Approximately 20 volunteers came forward from the congregation, putting in overnight shifts from 11:00pm to 7:30am. The fruits of their labour can be seen with Mr Keiron Globe, a qualified carpenter who became homeless, who says he feels “born again” from his encounters with Green Lane Mosque, but his story was not first without a struggle.

He said, describing his ordeal:

“I was feeding myself out of bins at the back of shops, going in their bins and feeding myself.

“Someone tried to set fire to my sleeping bag while I was sleeping. That was a low point of being on the streets.

“I was spat on, called names, kicked and hit.”[6]
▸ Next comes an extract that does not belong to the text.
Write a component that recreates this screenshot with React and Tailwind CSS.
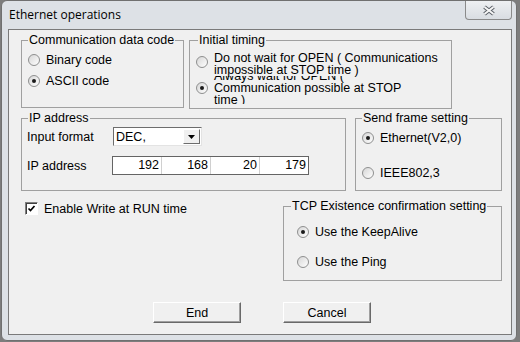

His life was turned upside down after his marriage fell apart, causing him to lose his job and home. Having fallen into depression, he ended up sleeping on the streets in London before he came to Birmingham, having told his children he was “staying with friends and working away”.

“A Muslim brother told me about the mosque’s homeless project and suggested I should go along for a night’s sleep. It was the best thing I ever did.”

Green Lane Masjid did not just provide him with a short-term fix, but also put him in touch with private landlords offering rooms at a nearby house, where he now resides. Keiron, as well as six others, has now been rehoused as a result of the initiative, was also offered counselling support and help in preparing job applications.

Alḥamdulillāh, Kieron accepted Islām, after confessing that the mosque saved him spiritually too:

“I was lost but here, I have found peace. I have discovered faith again and am converted to Islām. This is where I love to be.”

Mr Hussain said the Kieron’s story of reinventing himself has been one of the highlights of the project, and “inspiring” as he has now become a volunteer at the mosque, helping homeless people.

After four weeks of severe cold weather, the centre ended the project, but we ask that Allāh (subḥānahu wa taʿālā) accepts their efforts and inspires other Muslims and other Mosques up and down the country, to initiate similar projects in utilising their space for the sake of those sleeping rough today.